Information regarding Intel’s 32nm “Medfield” mobile chip leaked

/ 7 years ago

According to some, Intel is decided onto entering the mobile market and is taking it very seriously. As the launch of the next-generation Atom mobile platform approaches, Intel is making some noise about its first true System-on-a-Chip (SoC).

Intel started with an internal reorganization  and merged four distinctive business units into one: Mobile Communications, Mobile Wireless, Netbook & Tablet PC and Ultra-Mobility. Now known as “Mobile and Communications”, the first product set to come out of this new division is a 32nm chip called “Medfield”, the first true SoC and highly-integrated-solution.
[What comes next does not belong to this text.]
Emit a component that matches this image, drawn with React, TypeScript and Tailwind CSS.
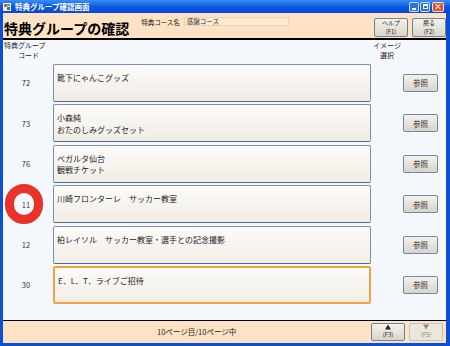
import React from "react";

const FONT = { fontFamily: '"Noto Sans CJK JP", "Noto Sans", sans-serif' };

type Row = { code: string; lines: string[]; marked?: boolean; focused?: boolean };

const rows: Row[] = [
  { code: "72", lines: ["靴下にゃんこグッズ"] },
  { code: "73", lines: ["小森純", "おたのしみグッズセット"] },
  { code: "76", lines: ["ベガルタ仙台", "観戦チケット"] },
  { code: "11", lines: ["川崎フロンターレ　サッカー教室"], marked: true },
  { code: "12", lines: ["柏レイソル　サッカー教室・選手との記念撮影"] },
  { code: "30", lines: ["E．L．T．ライブご招待"], focused: true },
];

function SmallButton({ top, bottom, disabled }: { top: React.ReactNode; bottom: string; disabled?: boolean }) {
  return (
    <div
      className={`flex h-full w-[34px] flex-col items-center justify-center rounded-[2px] border text-[6px] leading-[8.5px] ${
        disabled
          ? "border-[#c9c3b6] bg-[#ece7dc] text-[#8a8a8a]"
          : "border-[#6d8197] bg-gradient-to-b from-[#f4f2ec] to-[#d9d5cb] text-[#222]"
      }`}
    >
      {top}
      <span>{bottom}</span>
    </div>
  );
}

function Arrow({ up, color }: { up?: boolean; color: string }) {
  return (
    <svg width="6" height="6" viewBox="0 0 6 6" className="mb-[1px]">
      <polygon points={up ? "3,0.5 6,5.5 0,5.5" : "0,0.5 6,0.5 3,5.5"} fill={color} />
    </svg>
  );
}

export default function App() {
  return (
    <div className="flex h-[346px] w-[450px] flex-col bg-[#0a4fd4]" style={FONT}>
      {/* title bar */}
      <div className="flex h-[13px] items-center bg-gradient-to-b from-[#3b8df5] via-[#0b5be2] to-[#0848cc] pl-[3px] pr-[6px]">
        <svg width="8" height="8" viewBox="0 0 8 8" className="shrink-0">
          <rect x="0" y="0" width="8" height="8" fill="#f4f1e6" />
          <rect x="1" y="1" width="3" height="3" fill="#d9602a" />
          <rect x="4" y="4" width="3" height="3" fill="#3a6fc8" />
          <rect x="4" y="1" width="3" height="2" fill="#6aa84f" />
        </svg>
        <span className="ml-[4px] text-[7.5px] font-bold leading-none text-white">特典グループ確認画面</span>
        <div className="ml-auto flex gap-[1px]">
          <div className="flex h-[10px] w-[10px] items-end justify-center rounded-[2px] border border-white/80 bg-[#2a6ff0] pb-[1px]">
            <div className="h-[2px] w-[4px] bg-white" />
          </div>
          <div className="flex h-[10px] w-[10px] items-center justify-center rounded-[2px] border border-white/80 bg-[#2a6ff0]">
            <div className="h-[5px] w-[5px] border border-t-2 border-white" />
          </div>
          <div className="ml-[1px] flex h-[10px] w-[12px] items-center justify-center rounded-[2px] border border-white/80 bg-[#e0532c] text-[8px] font-bold leading-none text-white">
            ×
          </div>
        </div>
      </div>

      <div className="mb-[3px] ml-[3px] mr-[4px] flex flex-1 flex-col">
        {/* header */}
        <div className="flex h-[27px] border-b-2 border-black bg-[#fde2c5]">
          <div className="pl-[1px] pt-[7px] text-[14px] font-bold leading-[16px] text-black">特典グループの確認</div>
          <div className="ml-[12px] pt-[5px] text-[6.5px] leading-[8px] text-[#222]">特典コース名</div>
          <div className="ml-[4px] mt-[4px] h-[9px] w-[105px] border border-[#e6d4bc] bg-[#fde8d0] pl-[2px] text-[6.5px] leading-[7px] text-[#333]">
            感謝コース
          </div>
          <div className="ml-auto mt-[5px] flex h-[19px] gap-[4px]">
            <SmallButton top={<span>ヘルプ</span>} bottom="(F1)" />
            <SmallButton top={<span>戻る</span>} bottom="(F2)" />
          </div>
        </div>

        {/* content */}
        <div className="flex flex-1 flex-col bg-[#f4f8fd]">
          <div className="flex h-[24px] text-[7px] leading-[10.2px] text-[#222]">
            <div className="pl-[1px]">
              <div>特典グループ</div>
              <div className="pl-[14px]">コード</div>
            </div>
            <div className="ml-auto mr-[45px] text-center">
              <div>イメージ</div>
              <div>選択</div>
            </div>
          </div>

          <div className="flex flex-col gap-[2.4px]">
            {rows.map((r) => (
              <div key={r.code} className="flex h-[38px] items-center">
                <div className="relative flex w-[46px] justify-center text-[7.5px] text-[#333]">
                  {r.marked && (
                    <div className="absolute left-[2px] top-1/2 h-[40px] w-[38px] -translate-y-1/2 rounded-full border-[9px] border-[#e8332b]" />
                  )}
                  <span className="relative">{r.code}</span>
                </div>
                <div
                  className={`ml-[4px] h-full w-[318px] rounded-[2px] bg-gradient-to-b from-[#fcfbf9] to-[#f1ede5] pl-[3px] pt-[7px] text-[8px] leading-[11.6px] text-[#222] ${
                    r.focused ? "border-2 border-[#f0a53c]" : "border border-[#7591b2] border-b-[#4f6a8c]"
                  }`}
                >
                  {r.lines.map((l) => (
                    <div key={l}>{l}</div>
                  ))}
                </div>
                <div className="ml-[32px] flex h-[18px] w-[35px] items-center justify-center rounded-[2px] border border-[#6f88a4] bg-gradient-to-b from-[#f4f2ec] to-[#d8d4ca] text-[7.5px] text-[#333]">
                  参照
                </div>
              </div>
            ))}
          </div>
        </div>

        {/* footer */}
        <div className="flex h-[23px] items-center border-t border-black bg-[#fde2c5]">
          <div className="pl-[154px] text-[7.5px] text-[#222]">10ページ目/10ページ中</div>
          <div className="ml-auto mr-[3px] flex h-[18px] gap-[4px]">
            <SmallButton top={<Arrow up color="#222" />} bottom="(F3)" />
            <SmallButton top={<Arrow color="#8a8a8a" />} bottom="(F5)" disabled />
          </div>
        </div>
      </div>
    </div>
  );
}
This new chip may be the first true SoC, but it will compete against companies that are no stranger to the mobile platform, companies such as Apple and its A-Series, Nvidia’s Tegra, Qualcomm and its Snapdragon, Samsung and its Exynos or even Texas Instruments’ OMAP. One might want to point out that out of  the ones mentioned above, only the Exynos from Samsung is currently manufactured in 32nm process.
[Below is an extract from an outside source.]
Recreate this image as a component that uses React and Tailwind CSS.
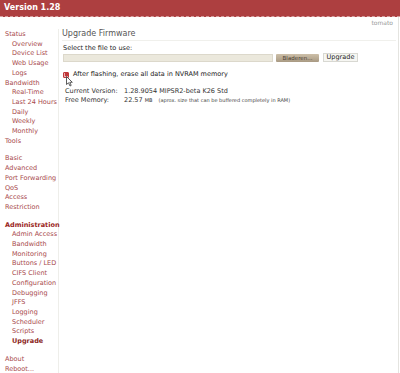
import React from 'react';

const menu = [
  { label: 'Status' },
  { label: 'Overview', sub: true },
  { label: 'Device List', sub: true },
  { label: 'Web Usage', sub: true },
  { label: 'Logs', sub: true },
  { label: 'Bandwidth' },
  { label: 'Real-Time', sub: true },
  { label: 'Last 24 Hours', sub: true },
  { label: 'Daily', sub: true },
  { label: 'Weekly', sub: true },
  { label: 'Monthly', sub: true },
  { label: 'Tools' },
  { gap: true },
  { label: 'Basic' },
  { label: 'Advanced' },
  { label: 'Port Forwarding' },
  { label: 'QoS' },
  { label: 'Access', lines: ['Access', 'Restriction'] },
  { gap: true },
  { label: 'Administration', head: true },
  { label: 'Admin Access', sub: true },
  { label: 'Bandwidth', lines: ['Bandwidth', 'Monitoring'], sub: true },
  { label: 'Buttons / LED', sub: true },
  { label: 'CIFS Client', sub: true },
  { label: 'Configuration', sub: true },
  { label: 'Debugging', sub: true },
  { label: 'JFFS', sub: true },
  { label: 'Logging', sub: true },
  { label: 'Scheduler', sub: true },
  { label: 'Scripts', sub: true },
  { label: 'Upgrade', sub: true, active: true },
  { gap: true },
  { label: 'About' },
  { label: 'Reboot...' },
];

const Sidebar = () => (
  <div className="w-[59px] shrink-0 border-r border-[#eeeeea] pt-[1px]">
    {menu.map((item, i) => {
      if (item.gap) return <div key={i} className="h-[8px]" />;
      let cls = 'text-[#a8494b]';
      if (item.head) cls = 'text-[#9a1f22] font-bold';
      if (item.active) cls = 'text-[#8c1f22] font-bold';
      return (
        <div
          key={i}
          className={`${item.sub ? 'pl-[12px]' : 'pl-[5px]'} ${cls} leading-[9.7px] whitespace-nowrap`}
        >
          {item.lines ? item.lines.map((l) => <div key={l}>{l}</div>) : item.label}
        </div>
      );
    })}
  </div>
);

const Cursor = () => (
  <svg width="7" height="11" viewBox="0 0 7 11" className="absolute left-[3px] top-[6px]">
    <path d="M0.5 0.5 L0.5 8.5 L2.5 6.8 L4 10 L5.2 9.4 L3.8 6.3 L6.3 6.3 Z" fill="#fff" stroke="#333" strokeWidth="0.8" />
  </svg>
);

const Content = () => (
  <div className="flex-1 pl-[3px] pr-[2px]">
    <div className="text-[8px] text-[#555] leading-[10px] pb-[1px] border-b border-[#f0f0ec]">
      Upgrade Firmware
    </div>
    <div className="pl-[1px] pt-[3px]">
      <div className="text-[#222] leading-[9px]">Select the file to use:</div>
      <div className="flex items-center h-[9px]">
        <div className="w-[210px] h-[8px] bg-[#ebe8dc] border border-[#dcd8cb]" />
        <div className="ml-[3px] w-[43px] h-[8px] bg-gradient-to-b from-[#cdbfa8] to-[#a99a83] rounded-[1px] text-[#4a4033] text-[5.5px] leading-[8px] text-center">
          Bladeren...
        </div>
        <div className="ml-[4px] w-[35px] h-[9px] bg-[#f6f6f2] border border-[#d8d8d2] text-[#222] leading-[7px] text-center">
          Upgrade
        </div>
      </div>
      <div className="relative flex items-center mt-[8px] h-[9px]">
        <div className="w-[6px] h-[6px] rounded-[1px] bg-[#e8b0b0] border border-[#c0383a] flex items-center justify-center">
          <div className="w-[3px] h-[3px] bg-[#c0383a]" />
        </div>
        <Cursor />
        <span className="ml-[4px] text-[#222]">After flashing, erase all data in NVRAM memory</span>
      </div>
      <div className="mt-[8px] pl-[2px] text-[#333] leading-[9px]">
        <div className="flex">
          <span className="w-[59px]">Current Version:</span>
          <span>1.28.9054 MIPSR2-beta K26 Std</span>
        </div>
        <div className="flex items-baseline">
          <span className="w-[59px]">Free Memory:</span>
          <span>22.57 <span className="text-[5px]">MB</span></span>
          <span className="ml-[6px] text-[5px] text-[#444]">(aprox. size that can be buffered completely in RAM)</span>
        </div>
      </div>
    </div>
  </div>
);

export default function App() {
  return (
    <div
      className="w-[400px] h-[373px] bg-white overflow-hidden flex flex-col text-[6.5px]"
      style={{ fontFamily: '"DejaVu Sans", Verdana, sans-serif' }}
    >
      <div className="h-[17px] shrink-0 bg-[#ad3f40] border-b border-dashed border-[#d8a0a0] flex items-end pl-[4px] pb-[4px]">
        <span className="text-white font-bold text-[8px] leading-[9px]">Version 1.28</span>
      </div>
      <div className="flex flex-1 border-r border-[#e4e4e0] mr-[1px]">
        <div className="flex flex-col w-full">
          <div className="h-[12px] flex justify-end pr-[5px] text-[#999] text-[6px] leading-[12px]">tomato</div>
          <div className="flex flex-1">
            <Sidebar />
            <Content />
          </div>
        </div>
      </div>
      <div className="h-[2px] shrink-0 bg-[#eeede6]" />
    </div>
  );
}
Just a few weeks before the official launch, the first performance numbers for the “Medfield Table Platform” start to appear. The actual development has an x86 processing core operating at 1.6GHz, 1GB LP-DDR2, WLAN/Bluetooth/FM Radio chip of unnamed manufacturer,  a 10.1″ 1280×800 resolution screen and eMMC/micro-SD card for removable storage.
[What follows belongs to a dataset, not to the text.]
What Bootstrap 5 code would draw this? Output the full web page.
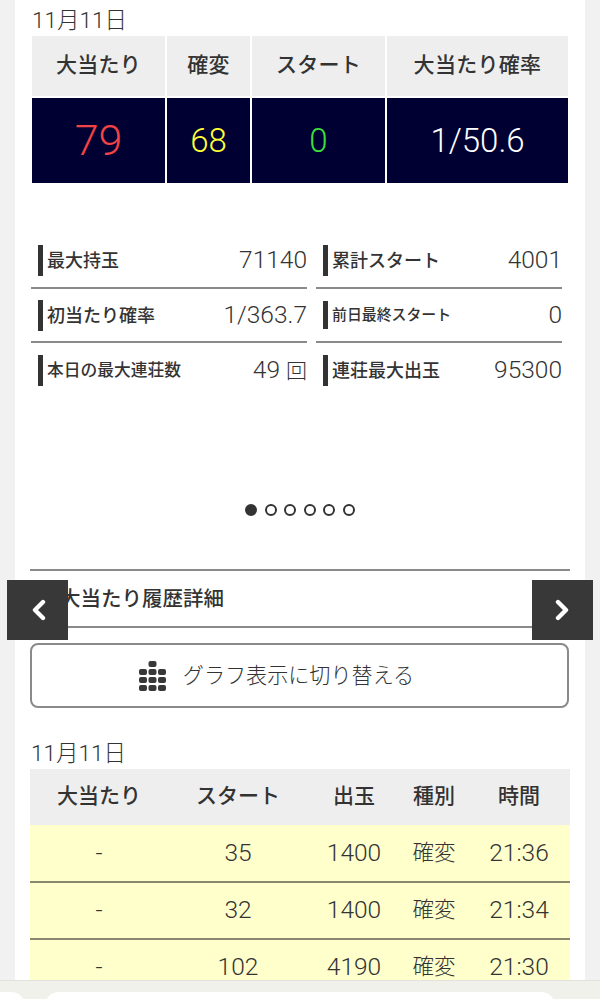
<!DOCTYPE html>
<html lang="ja">
<head>
<meta charset="utf-8">
<title>大当たり履歴</title>
<link href="https://cdn.jsdelivr.net/npm/bootstrap@5.3.0/dist/css/bootstrap.min.css" rel="stylesheet">
<style>
html,body{height:999px;overflow:hidden}
body{background:#f1f1f1;color:#333;font-family:Roboto,"Noto Sans CJK JP",sans-serif;font-weight:300}
.sheet{position:relative;width:570px;height:999px;margin:0 auto;background:#fff;padding:6px 15px 0 15px}
.day{font-size:22.5px;line-height:28px;height:30px;padding-left:2px}
.day-b{padding-left:1px;height:29px;line-height:26px}
.summary{display:grid;grid-template-columns:133px 83px 133px 181px;gap:2px;width:536px;margin-left:2px;text-align:center}
.sum-h{background:#eee;height:60px;display:flex;align-items:center;justify-content:center;font-size:21px;font-weight:500;letter-spacing:.3px}
.sum-v{background:#000033;height:85px;display:flex;align-items:center;justify-content:center;font-size:33px;color:#fff}
.sum-v.hit{font-size:43px;color:#f24345}
.sum-v.prob{color:#ffff37}
.sum-v.st{color:#3ce03c}
.stats{display:grid;grid-template-columns:276px 246px;grid-template-rows:55px 54px 54px;column-gap:9px;margin:51px 0 0 1px}
.stat{display:flex;align-items:center;justify-content:space-between;border-bottom:2px solid #8a8a8a;padding-left:7px}
.stat.last{border-bottom:0}
.stat-l{border-left:5px solid #333;padding-left:4px;height:31px;line-height:31px;font-size:18px;font-weight:500;white-space:nowrap}
.stat-l.tiny{font-size:14.9px;height:28px;line-height:28px}
.stat-l.mid{font-size:16.75px}
.stat-n{font-size:24.5px}
.stat-u{font-size:21px}
.dots{margin-top:106px;gap:7.5px;height:14px}
.dots i{display:block;width:12px;height:12px;border:2px solid #333;border-radius:50%;background:#fff}
.dots i.on{background:#333}
.sec{margin-top:52px;height:59px;border-top:2px solid #8a8a8a;border-bottom:2px solid #8a8a8a;width:540px;font-size:20.5px;font-weight:500;line-height:56px;padding-left:30px}
.switch{width:539px;height:65px;margin-top:15px;border:2px solid #8a8a8a;border-radius:8px;background:#fff;color:#333;font-size:21.1px;font-weight:300;gap:17px;padding:0 46px 0 0}
.switch:hover{background:#fff;border-color:#8a8a8a;color:#333}
.nav-arrow{position:absolute;top:580px;width:61px;height:60px;background:#383838;display:flex;align-items:center;justify-content:center}
.arrow-l{left:-8px}
.arrow-r{left:517px}
.spacer{height:32px}
.hist{width:540px;margin:0;table-layout:fixed;--bs-table-bg:transparent;--bs-table-color:#333}
.hist th,.hist td{padding:0;text-align:center;vertical-align:middle;border:0;color:#333}
.hist th{background:#eee;height:56px;font-size:21px;font-weight:500}
.hist td{background:#ffffcc;height:57px;font-size:24.5px;font-weight:300;border-bottom:2px solid #88886e}
.hist td.kind{font-size:21.5px}
.tray{position:fixed;left:0;right:0;top:980px;height:19px;background:#f1f1eb;border-top:1px solid #e2e2dc;overflow:hidden}
.tray b{position:absolute;top:11px;height:30px;background:#fff;border-radius:14px}
.t-a{left:-20px;width:45px}
.t-b{left:45px;width:510px}
</style>
</head>
<body>
<div class="sheet">
  <div class="day">11月11日</div>
  <div class="summary">
    <div class="sum-h">大当たり</div><div class="sum-h">確変</div><div class="sum-h">スタート</div><div class="sum-h">大当たり確率</div>
    <div class="sum-v hit">79</div><div class="sum-v prob">68</div><div class="sum-v st">0</div><div class="sum-v">1/50.6</div>
  </div>

  <div class="stats">
    <div class="stat"><span class="stat-l">最大持玉</span><span class="stat-n">71140</span></div>
    <div class="stat"><span class="stat-l">累計スタート</span><span class="stat-n">4001</span></div>
    <div class="stat"><span class="stat-l">初当たり確率</span><span class="stat-n">1/363.7</span></div>
    <div class="stat"><span class="stat-l tiny">前日最終スタート</span><span class="stat-n">0</span></div>
    <div class="stat last"><span class="stat-l mid">本日の最大連荘数</span><span class="stat-n">49 <span class="stat-u">回</span></span></div>
    <div class="stat last"><span class="stat-l">連荘最大出玉</span><span class="stat-n">95300</span></div>
  </div>

  <div class="dots d-flex justify-content-center align-items-center"><i class="on"></i><i></i><i></i><i></i><i></i><i></i></div>

  <div class="sec">大当たり履歴詳細</div>
  <button type="button" class="btn switch d-flex align-items-center justify-content-center">
    <svg width="27" height="30" viewBox="0 0 27 30" fill="#383838" aria-hidden="true">
      <rect x="9.5" y="0" width="8" height="6" rx="2"/>
      <rect x="0" y="8" width="8" height="6" rx="2"/><rect x="9.5" y="8" width="8" height="6" rx="2"/><rect x="19" y="8" width="8" height="6" rx="2"/>
      <rect x="0" y="16" width="8" height="6" rx="2"/><rect x="9.5" y="16" width="8" height="6" rx="2"/><rect x="19" y="16" width="8" height="6" rx="2"/>
      <rect x="0" y="24" width="8" height="6" rx="2"/><rect x="9.5" y="24" width="8" height="6" rx="2"/><rect x="19" y="24" width="8" height="6" rx="2"/>
    </svg>
    <span>グラフ表示に切り替える</span>
  </button>

  <div class="spacer"></div>
  <div class="day day-b">11月11日</div>
  <table class="table hist">
    <colgroup><col style="width:138px"><col style="width:140px"><col style="width:92px"><col style="width:68px"><col style="width:102px"></colgroup>
    <thead><tr><th>大当たり</th><th>スタート</th><th>出玉</th><th>種別</th><th>時間</th></tr></thead>
    <tbody>
      <tr><td>-</td><td>35</td><td>1400</td><td class="kind">確変</td><td>21:36</td></tr>
      <tr><td>-</td><td>32</td><td>1400</td><td class="kind">確変</td><td>21:34</td></tr>
      <tr><td>-</td><td>102</td><td>4190</td><td class="kind">確変</td><td>21:30</td></tr>
    </tbody>
  </table>

  <div class="nav-arrow arrow-l"><svg width="16" height="22" viewBox="0 0 16 22" aria-hidden="true"><path d="M13 3 5 11l8 8" fill="none" stroke="#fff" stroke-width="4.4" stroke-linecap="round" stroke-linejoin="round"/></svg></div>
  <div class="nav-arrow arrow-r"><svg width="16" height="22" viewBox="0 0 16 22" aria-hidden="true"><path d="M3 3l8 8-8 8" fill="none" stroke="#fff" stroke-width="4.4" stroke-linecap="round" stroke-linejoin="round"/></svg></div>
</div>
<div class="tray"><b class="t-a"></b><b class="t-b"></b></div>
</body>
</html>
Benchmarks were performed on Honeycomb (Android 3.x) although the finished product will make use of the Ice Cream Sandwich (Android 4.x).

The first performance test reveal the Medfield 1.6 GHz to score at around 10,500 in Caffeinemark 3. To compare, Nvidia’s Tegra 2 stands at around 7,500 while Qualcoom’s Snapgradon MSM8260 is at 8,000. The Exynos from Samsung currently holds the title with 8,500 although the Tegra 3 from Nvidia also remains to be tested.

Another point that should be mentioned is the power consumption, which as it currently stands, the prototype version consumes 2.6W when idling although Intel is targeting 2W.  The worst case scenario is video playback: watching a video at 720p in Adobe Flash format will consume 3.6W while the target for the finished product is 1W less (2.6W).

While it remains to be seen whether Intel can reach the target specs, this new mobile platform should present some competition to today’s most advanced companies in the field.